I have already proposed a cache manipulation operation in a previous
posting to comp.sys.m88k:
>
>	r2 contains the base address
>	r3 contains the length
>
>	tb0 0,r0,<CacheSynchronizationTrap>
>
> Will cause the data and instruction caches for the specified region (between
> r2 and r2+r3-1, byte granular, no minimum length) to come into coherence,
> so that that region can be safely executed.
> If any byte within a four-byte word in this region is written,
> the the subsequent execution of that word is
> undefined until another CacheSynchonizationTrap that covers that word is
> issued.  A length of zero is interpreted to mean all memory.
>

We also need some way to notify the kernel that a piece of storage is
potentially executable.  The following mechanisms come to mind:

	- Add a MCT_RWX (state 4) argument to memctl().  When an area
	  is memctl'd to MCT_RWX the operating system must treat it as
	  potentialy executable for paging purposes.  This is probably
	  the solution of choice in the BCS world.
	- Use mprotect() in the V.4 world for the same purpose.
	- Add bits to the executable format to indicate that stack extensions
	  and/or sbrk() extensions should be treated as potentially
	  executable.  This would be done as well as, not instead of, the
	  memctl/mprotect thing.

Note that the MCT_RWX memctl operation has exactly the interface, but not
the semantics, proposed by Foderaro.  It does not necessarily do any
cache manipulation at all; it merely notifies the virtual memory manager
that some pageins will in the future require special treatment.

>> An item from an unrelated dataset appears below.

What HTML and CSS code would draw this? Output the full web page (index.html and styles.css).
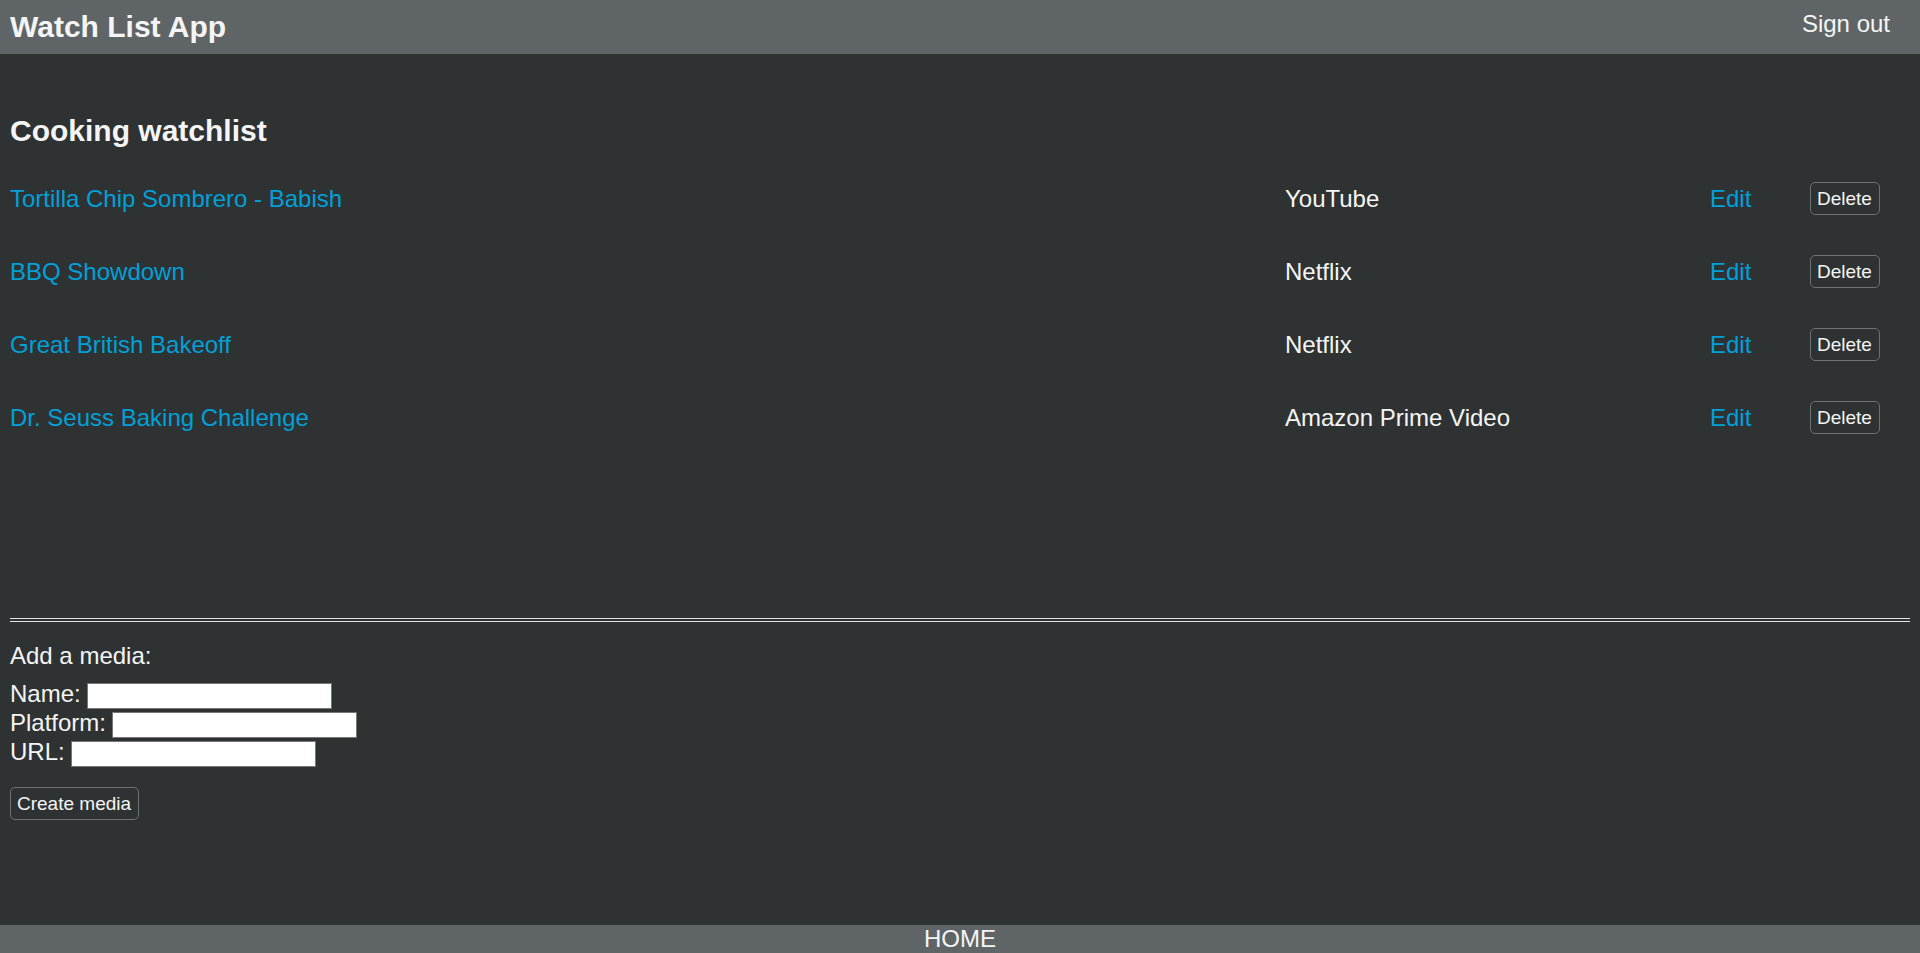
FILE: index.html
```html
<!DOCTYPE html>
<html lang="en">
<head>
<meta charset="utf-8">
<meta name="viewport" content="width=device-width, initial-scale=1">
<title>Watch List App</title>
<link rel="stylesheet" href="styles.css">
</head>
<body>
<header class="site-header">
  <h1 class="title">Watch List App</h1>
  <a class="sign-out" href="#">Sign out</a>
</header>
<main class="content">
  <h2 class="title">Cooking watchlist</h2>
  <table class="media-list">
    <tbody>
      <tr class="media-row">
        <td><a class="link" href="#">Tortilla Chip Sombrero - Babish</a></td>
        <td>YouTube</td>
        <td><a class="link" href="#">Edit</a></td>
        <td><button class="button" type="button">Delete</button></td>
      </tr>
      <tr class="media-row">
        <td><a class="link" href="#">BBQ Showdown</a></td>
        <td>Netflix</td>
        <td><a class="link" href="#">Edit</a></td>
        <td><button class="button" type="button">Delete</button></td>
      </tr>
      <tr class="media-row">
        <td><a class="link" href="#">Great British Bakeoff</a></td>
        <td>Netflix</td>
        <td><a class="link" href="#">Edit</a></td>
        <td><button class="button" type="button">Delete</button></td>
      </tr>
      <tr class="media-row">
        <td><a class="link" href="#">Dr. Seuss Baking Challenge</a></td>
        <td>Amazon Prime Video</td>
        <td><a class="link" href="#">Edit</a></td>
        <td><button class="button" type="button">Delete</button></td>
      </tr>
    </tbody>
  </table>
  <hr class="divider">
  <form class="media-form">
    <p class="form-title">Add a media:</p>
    <div class="field"><label for="name">Name:</label><input class="text-box" id="name" type="text"></div>
    <div class="field"><label for="platform">Platform:</label><input class="text-box" id="platform" type="text"></div>
    <div class="field"><label for="url">URL:</label><input class="text-box" id="url" type="text"></div>
    <button class="button submit" type="submit">Create media</button>
  </form>
</main>
<footer class="site-footer"><a class="home" href="#">HOME</a></footer>
</body>
</html>
```
FILE: styles.css
```css
* {
  box-sizing: border-box;
}

body {
  margin: 0;
  min-height: 100vh;
  display: flex;
  flex-direction: column;
  background: #2e3233;
  color: whitesmoke;
  font-family: "Liberation Sans", Arial, sans-serif;
  font-size: 24px;
  line-height: 28px;
}

a {
  color: inherit;
  text-decoration: none;
}

.site-header {
  display: flex;
  justify-content: space-between;
  align-items: flex-start;
  padding: 10px 30px 10px 10px;
  background: #5f6567;
}

.title {
  margin: 0;
  font-size: 30px;
  line-height: 34px;
}

.content {
  flex: 1;
  padding: 60px 10px;
}

.media-list,
.media-list tbody {
  display: block;
}

.media-list {
  margin-top: 14px;
}

.media-row {
  display: grid;
  grid-template-columns: 3fr 1fr 100px 100px;
  align-items: center;
  height: 73px;
}

.media-row td {
  display: flex;
  align-items: center;
  padding: 0;
}

.link {
  color: #00a0d8;
}

.button {
  padding: 5px 7px 5px 6px;
  border: 1px solid #6c7173;
  border-radius: 5px;
  background: transparent;
  color: inherit;
  font-family: inherit;
  font-size: 19px;
  line-height: 21px;
}

.divider {
  height: 4px;
  margin: 164px 0 20px;
  border: solid #e3e3e3;
  border-width: 1px 0;
}

.form-title {
  margin: 0 0 10px;
}

.field {
  display: flex;
  gap: 6px;
  height: 29px;
}

.text-box {
  width: 245px;
  height: 26px;
  margin-top: 3px;
  padding: 1px 2px;
  border: 1px solid #767676;
  background: #fff;
  font-family: inherit;
  font-size: 19px;
}

.submit {
  margin-top: 20px;
}

.site-footer {
  background: #5f6567;
  text-align: center;
}
```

For example, a LISP interpreter might choose to use the MCT_RWX memctl()
option to mark its entire heap as read-write-execute.  This would be
done once.  Whenever code was dynamically compiled into the heap,
and whenever code was moved by the garbage collector, the
CacheSynchronizationTrap would be issued by the application to bring
the instruction caches back into coherence.  Whenever the virtual
memory manager paged any part of the heap, it would recognize the
read-write-execute state and properly invalidate the instruction caches.